What is being asked: Transcribe the full listing exactly, and drop every picture.

* Start *

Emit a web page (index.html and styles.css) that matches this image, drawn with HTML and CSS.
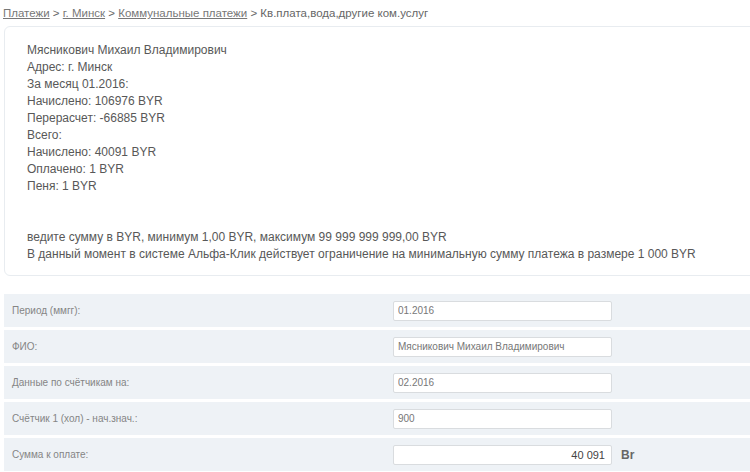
FILE: index.html
```html
<!DOCTYPE html>
<html lang="ru">
<head>
  <meta charset="UTF-8" />
  <title>Кв.плата,вода,другие ком.услуг</title>
  <link rel="stylesheet" href="styles.css">
</head>
<body>

  <div class="crumbs">
    <a href="#">Платежи</a> &gt; <a href="#">г. Минск</a> &gt; <a href="#">Коммунальные платежи</a> &gt; Кв.плата,вода,другие ком.услуг
  </div>

  <div class="card">
    Мясникович Михаил Владимирович<br>
    Адрес: г. Минск<br>
    За месяц 01.2016:<br>
    Начислено: 106976 BYR<br>
    Перерасчет: -66885 BYR<br>
    Всего:<br>
    Начислено: 40091 BYR<br>
    Оплачено: 1 BYR<br>
    Пеня: 1 BYR<br>
    <br>
    <br>
    ведите сумму в BYR, минимум 1,00 BYR, максимум 99 999 999 999,00 BYR<br>
    В данный момент в системе Альфа-Клик действует ограничение на минимальную сумму платежа в размере 1 000 BYR
  </div>

  <div class="form">
    <div class="row">
      <label>Период (ммгг):</label>
      <input class="field" type="text" value="01.2016">
    </div>
    <div class="row">
      <label>ФИО:</label>
      <input class="field" type="text" value="Мясникович Михаил Владимирович">
    </div>
    <div class="row">
      <label>Данные по счётчикам на:</label>
      <input class="field" type="text" value="02.2016">
    </div>
    <div class="row">
      <label>Счётчик 1 (хол) - нач.знач.:</label>
      <input class="field" type="text" value="900">
    </div>
    <div class="row">
      <label>Сумма к оплате:</label>
      <input class="field field-sum" type="text" value="40 091">
      <span class="cur">Br</span>
    </div>
  </div>

</body>
</html>
```

FILE: styles.css
```css
body {
  margin: 0;
  font-family: "Liberation Sans", Arial, sans-serif;
  color: #555;
  background: #fff;
  overflow: hidden;
}

.crumbs {
  padding: 6px 0 0 3px;
  font-size: 11.5px;
  line-height: 14px;
  color: #666;
}

.crumbs a {
  color: #777;
  text-decoration: underline;
}

.card {
  margin: 6px -20px 0 4px;
  padding: 15px 22px 12px;
  border: 1px solid #e8ecf0;
  border-radius: 6px;
  font-size: 12px;
  line-height: 17px;
  color: #585858;
}

.form {
  margin: 18px 0 0 4px;
  display: flex;
  flex-direction: column;
  gap: 3px;
}

.row {
  height: 33px;
  background: #eef2f6;
  display: grid;
  grid-template-columns: 389px 219px auto;
  align-items: center;
}

.row label {
  padding-left: 8px;
  font-size: 10px;
  color: #858585;
}

.field {
  box-sizing: border-box;
  width: 219px;
  height: 20px;
  margin: 0;
  padding: 0 4px;
  border: 1px solid #d9dcdf;
  border-radius: 2px;
  background: #fff;
  font-family: "Liberation Sans", Arial, sans-serif;
  font-size: 10px;
  color: #777;
}

.field-sum {
  padding-right: 6px;
  text-align: right;
  color: #444;
  font-size: 11px;
}

.cur {
  padding-left: 9px;
  font-size: 12px;
  font-weight: bold;
  color: #666;
}
```
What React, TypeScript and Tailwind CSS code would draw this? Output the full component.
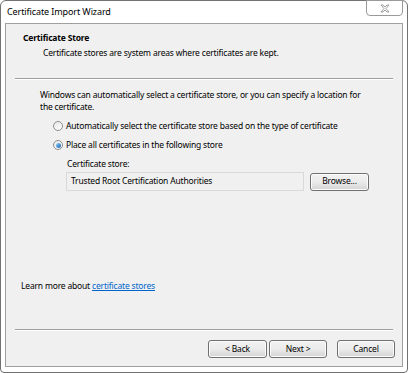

* End *

In response:
Emit a web page (index.html and styles.css) that matches this image, drawn with HTML and CSS.
FILE: index.html
```html
<!DOCTYPE html>
<html lang="ru">
<head>
  <meta charset="UTF-8" />
  <title>Кв.плата,вода,другие ком.услуг</title>
  <link rel="stylesheet" href="styles.css">
</head>
<body>

  <div class="crumbs">
    <a href="#">Платежи</a> &gt; <a href="#">г. Минск</a> &gt; <a href="#">Коммунальные платежи</a> &gt; Кв.плата,вода,другие ком.услуг
  </div>

  <div class="card">
    Мясникович Михаил Владимирович<br>
    Адрес: г. Минск<br>
    За месяц 01.2016:<br>
    Начислено: 106976 BYR<br>
    Перерасчет: -66885 BYR<br>
    Всего:<br>
    Начислено: 40091 BYR<br>
    Оплачено: 1 BYR<br>
    Пеня: 1 BYR<br>
    <br>
    <br>
    ведите сумму в BYR, минимум 1,00 BYR, максимум 99 999 999 999,00 BYR<br>
    В данный момент в системе Альфа-Клик действует ограничение на минимальную сумму платежа в размере 1 000 BYR
  </div>

  <div class="form">
    <div class="row">
      <label>Период (ммгг):</label>
      <input class="field" type="text" value="01.2016">
    </div>
    <div class="row">
      <label>ФИО:</label>
      <input class="field" type="text" value="Мясникович Михаил Владимирович">
    </div>
    <div class="row">
      <label>Данные по счётчикам на:</label>
      <input class="field" type="text" value="02.2016">
    </div>
    <div class="row">
      <label>Счётчик 1 (хол) - нач.знач.:</label>
      <input class="field" type="text" value="900">
    </div>
    <div class="row">
      <label>Сумма к оплате:</label>
      <input class="field field-sum" type="text" value="40 091">
      <span class="cur">Br</span>
    </div>
  </div>

</body>
</html>
```

FILE: styles.css
```css
body {
  margin: 0;
  font-family: "Liberation Sans", Arial, sans-serif;
  color: #555;
  background: #fff;
  overflow: hidden;
}

.crumbs {
  padding: 6px 0 0 3px;
  font-size: 11.5px;
  line-height: 14px;
  color: #666;
}

.crumbs a {
  color: #777;
  text-decoration: underline;
}

.card {
  margin: 6px -20px 0 4px;
  padding: 15px 22px 12px;
  border: 1px solid #e8ecf0;
  border-radius: 6px;
  font-size: 12px;
  line-height: 17px;
  color: #585858;
}

.form {
  margin: 18px 0 0 4px;
  display: flex;
  flex-direction: column;
  gap: 3px;
}

.row {
  height: 33px;
  background: #eef2f6;
  display: grid;
  grid-template-columns: 389px 219px auto;
  align-items: center;
}

.row label {
  padding-left: 8px;
  font-size: 10px;
  color: #858585;
}

.field {
  box-sizing: border-box;
  width: 219px;
  height: 20px;
  margin: 0;
  padding: 0 4px;
  border: 1px solid #d9dcdf;
  border-radius: 2px;
  background: #fff;
  font-family: "Liberation Sans", Arial, sans-serif;
  font-size: 10px;
  color: #777;
}

.field-sum {
  padding-right: 6px;
  text-align: right;
  color: #444;
  font-size: 11px;
}

.cur {
  padding-left: 9px;
  font-size: 12px;
  font-weight: bold;
  color: #666;
}
```
What React, TypeScript and Tailwind CSS code would draw this? Output the full component.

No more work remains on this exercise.